In privacy cases these have been increasingly common. The advantage over restricted or super-injunctions are that more details of the matter can be published by the Court (i.e. that it concerns blackmail, or an affair, or financial irregularities). This means that the public can see why Courts are keeping information secret, while the identities of the parties (which are less likely to be of public interest) can be kept secret.
In its recommendations, the Report noted that there had been an increase in the use of anonymity, and suggested that where such orders are given, “the court … should wherever practicable provide a reasoned judgment for its decision”.
There has been much debate over a new kind of injunction; a so-called “hyper-injunctions.” It has been suggested that these are “a new, more powerful, variant of the super-injunction” which prohibit the individual subject to it from discussing the injunction or the proceedings with an MP. They are discussed at some length in the Report, [at 6.9 – 6.22] and its findings are worth noting.
- Nothing a Court can do can interfere with Parliamentary Privilege. Even if a Court wanted to, it could never “restrict, or prohibit, Parliamentary debate or proceedings”.
- A normal injunction prohibiting someone from disclosing information does not need to specify to whom the information cannot be disclosed. Explicitly mentioning MPs does not alter the effect of an injunction.

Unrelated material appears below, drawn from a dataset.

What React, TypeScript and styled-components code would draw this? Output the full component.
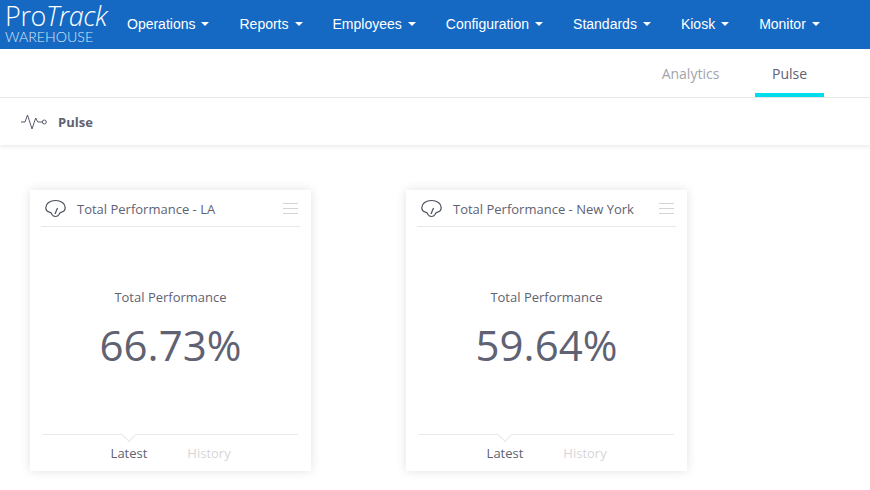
import React from 'react';
import styled, { createGlobalStyle } from 'styled-components';

const menuItems = ['Operations', 'Reports', 'Employees', 'Configuration', 'Standards', 'Kiosk', 'Monitor'];

const cards = [
  { title: 'Total Performance - LA', value: '66.73%' },
  { title: 'Total Performance - New York', value: '59.64%' },
];

function App() {
  return (
    <>
      <GlobalStyle />
      <Navbar>
        <Logo>
          <LogoMain>Pro<em>Track</em></LogoMain>
          <LogoSub>WAREHOUSE</LogoSub>
        </Logo>
        <Menu>
          {menuItems.map((item) => (
            <MenuItem key={item}>
              {item}
              <Caret />
            </MenuItem>
          ))}
        </Menu>
      </Navbar>

      <TabBar>
        <Tab>Analytics</Tab>
        <Tab $active>Pulse</Tab>
      </TabBar>

      <TitleBar>
        <svg width="28" height="16" viewBox="0 0 28 16" fill="none" stroke="#55596a" strokeWidth="1">
          <path d="M0 8H4L6.5 1L11 15L14.7 4L16.7 8H21" />
          <circle cx="23.3" cy="8" r="2" />
        </svg>
        <PageTitle>Pulse</PageTitle>
      </TitleBar>

      <CardGrid>
        {cards.map((card) => (
          <Card key={card.title}>
            <CardHeader>
              <svg width="22" height="19" viewBox="0 0 22 19" fill="none" stroke="#4a4d5c" strokeWidth="1.2">
                <path d="M4.5 13.2C2.2 12.6 0.8 11 0.8 8.5C0.8 4.5 5 1.5 10.5 1.5C16 1.5 20.2 4.5 20.2 8.5C20.2 11 18.8 12.6 16.5 13.2C15 13.4 14.6 14 14 15.5C13.2 17 12 17.5 10.5 17.5C9 17.5 7.8 17 7 15.5C6.4 14 6 13.4 4.5 13.2Z" />
                <path d="M10 15L12.5 9" />
              </svg>
              <CardTitle>{card.title}</CardTitle>
              <Burger>
                <span />
                <span />
                <span />
              </Burger>
            </CardHeader>
            <CardBody>
              <MetricLabel>Total Performance</MetricLabel>
              <MetricValue>{card.value}</MetricValue>
            </CardBody>
            <CardFooter>
              <FooterTab $active>Latest</FooterTab>
              <FooterTab>History</FooterTab>
            </CardFooter>
          </Card>
        ))}
      </CardGrid>
    </>
  );
}

export default App;

const GlobalStyle = createGlobalStyle`
  html, body {
    margin: 0;
    padding: 0;
    background: #fff;
  }

  body {
    min-height: 490px;
    font-family: "Open Sans", "Liberation Sans", sans-serif;
  }
`

const Navbar = styled.nav`
  display: flex;
  height: 49px;
  background-color: #1569c3;
  color: #fff;
`

const Logo = styled.div`
  display: flex;
  flex-direction: column;
  width: 112px;
  padding: 2px 0 0 5px;
  box-sizing: border-box;
  font-weight: 300;
`

const LogoMain = styled.div`
  font-family: "Open Sans", sans-serif;
  font-size: 27px;
  line-height: 27px;
  letter-spacing: -0.4px;
  white-space: nowrap;

  em {
    font-style: italic;
  }
`

const LogoSub = styled.div`
  margin-top: 1px;
  font-family: "Lato", sans-serif;
  font-size: 14.2px;
  line-height: 14px;
  color: #dbe8f6;
`

const Menu = styled.div`
  display: flex;
`

const MenuItem = styled.a`
  display: flex;
  align-items: center;
  height: 47px;
  padding: 0 15px 2px;
  font-family: "Liberation Sans", Arial, sans-serif;
  font-size: 14px;
  color: #fff;
  white-space: nowrap;
`

const Caret = styled.span`
  margin-left: 6px;
  margin-top: 1px;
  border-top: 4px solid #fff;
  border-left: 4px solid transparent;
  border-right: 4px solid transparent;
`

const TabBar = styled.div`
  display: flex;
  justify-content: flex-end;
  height: 48px;
  padding-right: 46px;
  border-bottom: 1px solid #e8e8e8;
`

const Tab = styled.a<{ $active?: boolean }>`
  display: flex;
  justify-content: center;
  align-items: center;
  box-sizing: border-box;
  width: ${(p) => (p.$active ? '69px' : '93px')};
  margin-left: ${(p) => (p.$active ? '18px' : '0')};
  height: 48px;
  padding-top: 4px;
  font-size: 14px;
  color: ${(p) => (p.$active ? '#5f6272' : '#a2a3ab')};
  border-bottom: 4px solid ${(p) => (p.$active ? '#00dcec' : 'transparent')};
`

const TitleBar = styled.div`
  display: flex;
  align-items: center;
  gap: 9px;
  height: 47px;
  padding-left: 21px;
  box-shadow: 0 2px 4px rgba(0, 0, 0, 0.08);
`

const PageTitle = styled.h1`
  margin: 0;
  font-size: 13px;
  font-weight: 700;
  color: #5f6272;
`

const CardGrid = styled.div`
  display: flex;
  gap: 95px;
  padding: 45px 0 0 30px;
`

const Card = styled.section`
  display: flex;
  flex-direction: column;
  width: 281px;
  height: 281px;
  box-shadow: 0 0 10px rgba(0, 0, 0, 0.12);
`

const CardHeader = styled.header`
  display: flex;
  align-items: center;
  height: 36px;
  margin: 0 11px;
  padding: 0 4px;
  border-bottom: 1px solid #e8e8e8;
`

const CardTitle = styled.span`
  flex: 1;
  margin: 1px 0 0 10px;
  font-size: 13px;
  color: #5f6272;
  white-space: nowrap;
`

const Burger = styled.div`
  display: flex;
  flex-direction: column;
  gap: 4px;
  width: 15px;
  margin-right: -2px;

  span {
    height: 1px;
    background-color: #d4d4d4;
  }
`

const CardBody = styled.div`
  flex: 1;
  display: flex;
  flex-direction: column;
  align-items: center;
  padding-top: 62px;
`

const MetricLabel = styled.div`
  font-size: 13px;
  line-height: 17px;
  color: #5f6272;
`

const MetricValue = styled.div`
  margin-top: 10px;
  font-size: 42px;
  line-height: 57px;
  color: #5f6272;
`

const CardFooter = styled.footer`
  position: relative;
  display: flex;
  height: 36px;
  margin: 0 13px;
  border-top: 1px solid #e8e8e8;

  &::before {
    content: "";
    position: absolute;
    top: -5px;
    left: 81px;
    width: 9px;
    height: 9px;
    background: #fff;
    border-right: 1px solid #e8e8e8;
    border-bottom: 1px solid #e8e8e8;
    transform: rotate(45deg);
  }
`

const FooterTab = styled.a<{ $active?: boolean }>`
  display: flex;
  justify-content: center;
  width: 80px;
  margin-left: ${(p) => (p.$active ? '46px' : '0')};
  padding-top: 10px;
  font-size: 13px;
  line-height: 17px;
  color: ${(p) => (p.$active ? '#5f6272' : '#d6d6d8')};
`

- There is very little information on the only three cases to have been raised as examples (by an MP with a history of criticising privacy and anonymity in courts); in at least one case, the restriction was a voluntary undertaking, not a Court order
It seems that there is nothing new or interesting about hyper-injunctions (if they exist). Either discussions between MPs and their constituents is covered by Parliamentary Privilege (with or without the “without malice” qualification), in which case no Court order can interfere, or the discussions are not covered, in which case normal Court orders restrict this communication anyway.